Melissa at the Trunk Show

Unknown Guest

Friday, May 10, 2013

Happy Mother's Day!

Betty in the early 1950s

Scratch a little below my surface and you'll find my unforgettable mother, Betty.  She's forever in my heart although she left me 16 years ago.  Happy Mother's Day to my readers and the fabulous mothers in their lives!

Sunday, May 5, 2013

A Natural Woman

Melissa at the gym
This post is the first in a series on love affairs between Black women and their natural hair.  Meet Melissa, one of my workout buddies.

Melissa first went natural right after graduating from college in 1986.  “People thought I was disappointed about life after college, but I just didn’t do hair.”  Her sorority sisters kept her hair looking sharp while she was an undergrad. One made her hair swing with chemical relaxers, another was a wizard with scissors, a blow dryer and curling irons. 

When Melissa returned to her southern home town after college her mother said, “She done went to the white people’s school and lost her mind.”  Mom added, “We don’t want to look at your nappy head, you know white people don’t want to look at it either!”  Eventually she caved in to family pressure and straightened her hair.  Melissa then landed a job at a hotel and returned to chemical relaxers.  I’d bet that her co-workers and customers relaxed because she didn’t look like a revolutionary waiting to be televised.

She’s locking her hair now, and describes it is an individual journey with heaps of self-love. It’s a warm relationship between a woman, her hair, and her self-image.  As Melissa will tell you, “You can’t get away from yourself.” 
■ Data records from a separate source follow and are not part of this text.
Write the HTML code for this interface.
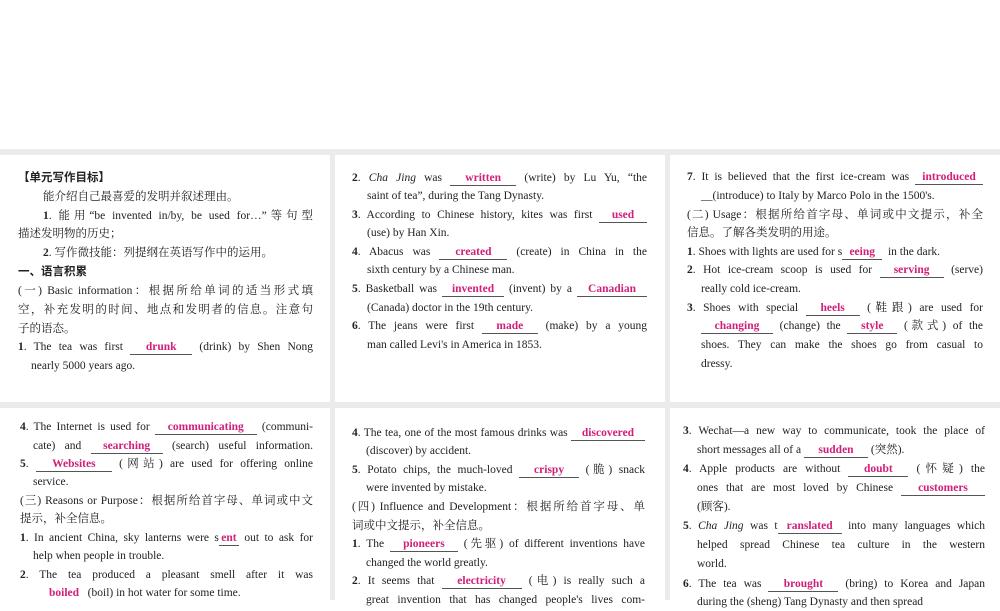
<!DOCTYPE html>
<html><head><meta charset="utf-8"><style>
*{margin:0;padding:0;box-sizing:border-box}
body{width:1000px;height:600px;overflow:hidden;background:#fff;position:relative;font-family:"Liberation Serif","Noto Serif CJK SC","Noto Sans CJK SC",serif;color:#222;font-size:11.5px}
.g{position:absolute;background:#ebebeb}
.l{position:absolute;height:18px;line-height:18px;white-space:nowrap}
.j{text-align:justify;text-align-last:justify}
.b{display:inline-block;border-bottom:1px solid #555;text-align:center;color:#d0207a;font-weight:bold;line-height:14px;height:15px;text-align-last:center}
.h{font-family:"Liberation Sans","Noto Sans CJK SC",sans-serif;font-weight:bold}
.n{font-weight:bold}
</style></head><body>
<div class="g" style="left:0;top:149px;width:1000px;height:6px"></div>
<div class="g" style="left:0;top:402px;width:1000px;height:6px"></div>
<div class="g" style="left:330px;top:149px;width:5px;height:451px"></div>
<div class="g" style="left:665px;top:149px;width:5px;height:451px"></div>

<!-- panel 1 -->
<div class="l h" style="left:18px;top:169px">【单元写作目标】</div>
<div class="l" style="left:43px;top:188px">能介绍自己最喜爱的发明并叙述理由。</div>
<div class="l j" style="left:43px;top:207px;width:270px"><span class="n">1</span>. 能用“be invented in/by, be used for…”等句型</div>
<div class="l" style="left:18px;top:225px">描述发明物的历史；</div>
<div class="l" style="left:43px;top:244px"><span class="n">2</span>. 写作微技能：列提纲在英语写作中的运用。</div>
<div class="l h" style="left:18px;top:263px">一、语言积累</div>
<div class="l j" style="left:18px;top:282px;width:295px">(一) Basic information：根据所给单词的适当形式填</div>
<div class="l j" style="left:18px;top:301px;width:295px">空，补充发明的时间、地点和发明者的信息。注意句</div>
<div class="l" style="left:18px;top:320px">子的语态。</div>
<div class="l j" style="left:18px;top:338px;width:295px"><span class="n">1</span>. The tea was first <span class="b" style="width:62px">drunk</span> (drink) by Shen Nong</div>
<div class="l" style="left:31px;top:357px">nearly 5000 years ago.</div>

<!-- panel 2 -->
<div class="l j" style="left:352px;top:169px;width:295px"><span class="n">2</span>. <i>Cha Jing</i> was <span class="b" style="width:66px">written</span> (write) by Lu Yu, “the</div>
<div class="l" style="left:367px;top:187px">saint of tea”, during the Tang Dynasty.</div>
<div class="l j" style="left:352px;top:206px;width:295px"><span class="n">3</span>. According to Chinese history, kites was first <span class="b" style="width:48px">used</span></div>
<div class="l" style="left:367px;top:224px">(use) by Han Xin.</div>
<div class="l j" style="left:352px;top:243px;width:295px"><span class="n">4</span>. Abacus was <span class="b" style="width:68px">created</span> (create) in China in the</div>
<div class="l" style="left:367px;top:261px">sixth century by a Chinese man.</div>
<div class="l j" style="left:352px;top:280px;width:295px"><span class="n">5</span>. Basketball was <span class="b" style="width:62px">invented</span> (invent) by a <span class="b" style="width:70px">Canadian</span></div>
<div class="l" style="left:367px;top:299px">(Canada) doctor in the 19th century.</div>
<div class="l j" style="left:352px;top:317px;width:295px"><span class="n">6</span>. The jeans were first <span class="b" style="width:56px">made</span> (make) by a young</div>
<div class="l" style="left:367px;top:336px">man called Levi's in America in 1853.</div>

<!-- panel 3 -->
<div class="l j" style="left:687px;top:168px;width:296px"><span class="n">7</span>. It is believed that the first ice-cream was <span class="b" style="width:68px">introduced</span></div>
<div class="l" style="left:701px;top:187px">__(introduce) to Italy by Marco Polo in the 1500's.</div>
<div class="l j" style="left:687px;top:206px;width:296px">(二) Usage：根据所给首字母、单词或中文提示，补全</div>
<div class="l" style="left:687px;top:224px">信息。了解各类发明的用途。</div>
<div class="l" style="left:687px;top:243px"><span class="n">1</span>. Shoes with lights are used for s<span class="b" style="width:40px">eeing</span> &nbsp;in the dark.</div>
<div class="l j" style="left:687px;top:261px;width:296px"><span class="n">2</span>. Hot ice-cream scoop is used for <span class="b" style="width:64px">serving</span> (serve)</div>
<div class="l" style="left:701px;top:280px">really cold ice-cream.</div>
<div class="l j" style="left:687px;top:299px;width:296px"><span class="n">3</span>. Shoes with special <span class="b" style="width:54px">heels</span> (鞋跟) are used for</div>
<div class="l j" style="left:701px;top:317px;width:282px"><span class="b" style="width:72px">changing</span> (change) the <span class="b" style="width:50px">style</span> (款式) of the</div>
<div class="l j" style="left:701px;top:336px;width:282px">shoes. They can make the shoes go from casual to</div>
<div class="l" style="left:701px;top:355px">dressy.</div>

<!-- panel 4 -->
<div class="l j" style="left:20px;top:418px;width:293px"><span class="n">4</span>. The Internet is used for <span class="b" style="width:102px">communicating</span> (communi-</div>
<div class="l j" style="left:33px;top:437px;width:280px">cate) and <span class="b" style="width:72px">searching</span> (search) useful information.</div>
<div class="l j" style="left:20px;top:455px;width:293px"><span class="n">5</span>. <span class="b" style="width:76px">Websites</span> (网站) are used for offering online</div>
<div class="l" style="left:33px;top:473px">service.</div>
<div class="l j" style="left:20px;top:492px;width:293px">(三) Reasons or Purpose：根据所给首字母、单词或中文</div>
<div class="l" style="left:20px;top:510px">提示，补全信息。</div>
<div class="l j" style="left:20px;top:529px;width:293px"><span class="n">1</span>. In ancient China, sky lanterns were s<span class="b" style="width:20px">ent</span> out to ask for</div>
<div class="l" style="left:33px;top:547px">help when people in trouble.</div>
<div class="l j" style="left:20px;top:566px;width:293px"><span class="n">2</span>. The tea produced a pleasant smell after it was</div>
<div class="l" style="left:49px;top:584px"><span style="color:#d0207a;font-weight:bold">boiled</span> &nbsp;&nbsp;(boil) in hot water for some time.</div>

<!-- panel 5 -->
<div class="l j" style="left:352px;top:424px;width:293px"><span class="n">4</span>. The tea, one of the most famous drinks was <span class="b" style="width:74px">discovered</span></div>
<div class="l" style="left:366px;top:442px">(discover) by accident.</div>
<div class="l j" style="left:352px;top:461px;width:293px"><span class="n">5</span>. Potato chips, the much-loved <span class="b" style="width:60px">crispy</span> (脆) snack</div>
<div class="l" style="left:366px;top:479px">were invented by mistake.</div>
<div class="l j" style="left:352px;top:498px;width:293px">(四) Influence and Development：根据所给首字母、单</div>
<div class="l" style="left:352px;top:517px">词或中文提示，补全信息。</div>
<div class="l j" style="left:352px;top:535px;width:293px"><span class="n">1</span>. The <span class="b" style="width:68px">pioneers</span> (先驱) of different inventions have</div>
<div class="l" style="left:366px;top:554px">changed the world greatly.</div>
<div class="l j" style="left:352px;top:572px;width:293px"><span class="n">2</span>. It seems that <span class="b" style="width:80px">electricity</span> (电) is really such a</div>
<div class="l j" style="left:366px;top:591px;width:279px">great invention that has changed people's lives com-</div>

<!-- panel 6 -->
<div class="l j" style="left:683px;top:422px;width:302px"><span class="n">3</span>. Wechat—a new way to communicate, took the place of</div>
<div class="l" style="left:697px;top:441px">short messages all of a <span class="b" style="width:64px">sudden</span> (突然).</div>
<div class="l j" style="left:683px;top:460px;width:302px"><span class="n">4</span>. Apple products are without <span class="b" style="width:60px">doubt</span> (怀疑) the</div>
<div class="l j" style="left:697px;top:479px;width:288px">ones that are most loved by Chinese <span class="b" style="width:84px">customers</span></div>
<div class="l" style="left:697px;top:498px">(顾客).</div>
<div class="l j" style="left:683px;top:517px;width:302px"><span class="n">5</span>. <i>Cha Jing</i> was t<span class="b" style="width:64px">ranslated</span> into many languages which</div>
<div class="l j" style="left:697px;top:536px;width:288px">helped spread Chinese tea culture in the western</div>
<div class="l" style="left:697px;top:555px">world.</div>
<div class="l j" style="left:683px;top:575px;width:302px"><span class="n">6</span>. The tea was <span class="b" style="width:70px">brought</span> (bring) to Korea and Japan</div>
<div class="l" style="left:697px;top:593px">during the (sheng) Tang Dynasty and then spread</div>
</body></html>
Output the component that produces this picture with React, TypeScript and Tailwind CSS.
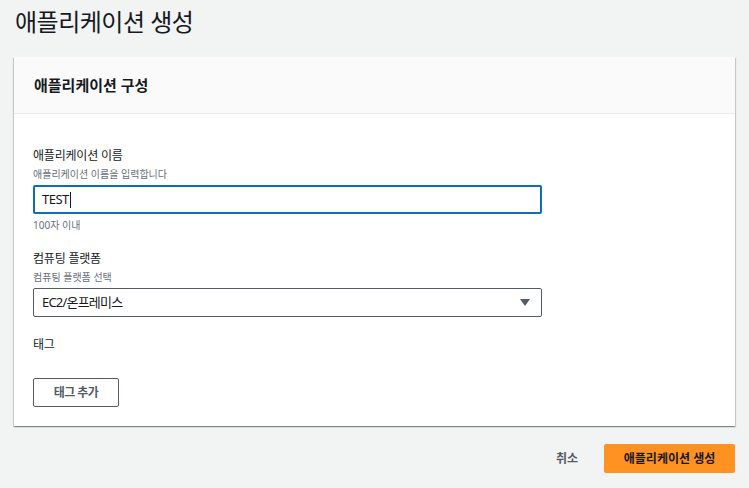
import React from "react";

export default function App() {
  const font = { fontFamily: '"Noto Sans", "Noto Sans CJK KR", sans-serif' };
  return (
    <div
      className="w-[749px] h-[488px] bg-[#f2f3f3] text-[#16191f] overflow-hidden"
      style={font}
    >
      <div className="px-[14px] pt-[6px]">
        <h1 className="text-[24px] leading-[32px] font-normal pl-[1px] tracking-[-0.5px] text-[#16191f]">
          애플리케이션 생성
        </h1>
        <div className="mt-[19px] bg-white shadow-[0_1px_1px_0_rgba(0,28,36,0.3),1px_1px_1px_0_rgba(0,28,36,0.15),-1px_1px_1px_0_rgba(0,28,36,0.15)]">
          <div className="h-[57px] bg-[#fafafa] border-b border-[#eaeded] flex items-center px-[20px]">
            <h2 className="text-[15px] font-bold leading-[20px]">애플리케이션 구성</h2>
          </div>
          <div className="px-[19px] pt-[32px] pb-[19px]">
            <div className="text-[12px] leading-[20px] tracking-[-0.2px] text-[#16191f]">애플리케이션 이름</div>
            <div className="text-[10px] leading-[16px] text-[#687078]">애플리케이션 이름을 입력합니다</div>
            <div className="mt-[3px] w-[509px] h-[29px] border-2 border-[#0a6ebd] rounded-[2px] flex items-center pl-[7px]">
              <span className="text-[13px] tracking-[-0.5px] text-[#16191f]">TEST</span>
              <span className="w-px h-[16px] bg-[#16191f] ml-[1px]" />
            </div>
            <div className="mt-[3px] text-[10px] leading-[16px] text-[#687078]">100자 이내</div>

            <div className="mt-[16px] text-[12px] leading-[20px] tracking-[-0.2px]">컴퓨팅 플랫폼</div>
            <div className="text-[10px] leading-[16px] text-[#687078]">컴퓨팅 플랫폼 선택</div>
            <div className="mt-[3px] w-[509px] h-[29px] border border-[#545b64] rounded-[2px] flex items-center justify-between pl-[8px] pr-[11px]">
              <span className="text-[13px] tracking-[-0.8px] text-[#16191f]">EC2/온프레미스</span>
              <svg width="10" height="7" viewBox="0 0 10 7">
                <path d="M0 0 L10 0 L5 7 Z" fill="#545b64" />
              </svg>
            </div>

            <div className="mt-[18px] text-[12px] leading-[20px] tracking-[-0.2px]">태그</div>
            <button className="mt-[23px] w-[86px] h-[29px] border border-[#545b64] rounded-[2px] bg-white text-[12px] font-bold tracking-[-0.6px] text-[#545b64] flex items-center justify-center">
              태그 추가
            </button>
          </div>
        </div>
        <div className="mt-[18px] flex justify-end items-center">
          <button className="text-[12px] font-bold text-[#545b64] mr-[26px]">취소</button>
          <button className="w-[131px] h-[29px] bg-[#ff9220] rounded-[2px] text-[12px] font-bold text-[#16191f] flex items-center justify-center">
            애플리케이션 생성
          </button>
        </div>
      </div>
    </div>
  );
}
She admires Nina Simone and Maya Angelou with their striking African features and stunning natural style.  She talks about seeing black as a color of power, and how we need to reorient ourselves to that idea.  (Just think about judges wearing black robes.)  Black is also the color of elegance. (Just think of the LBD.)

Melissa wraps up our conversation about hair by saying, “Originally I cut it because I didn’t want to do anything [to it] but now thirty years later I have to decide what to do with it!”  Sounds like a fabulous challenge!

Skipping the salon also has a nice wallet fattening quality. She laughs and says, “I keep that $110 in my pocket.”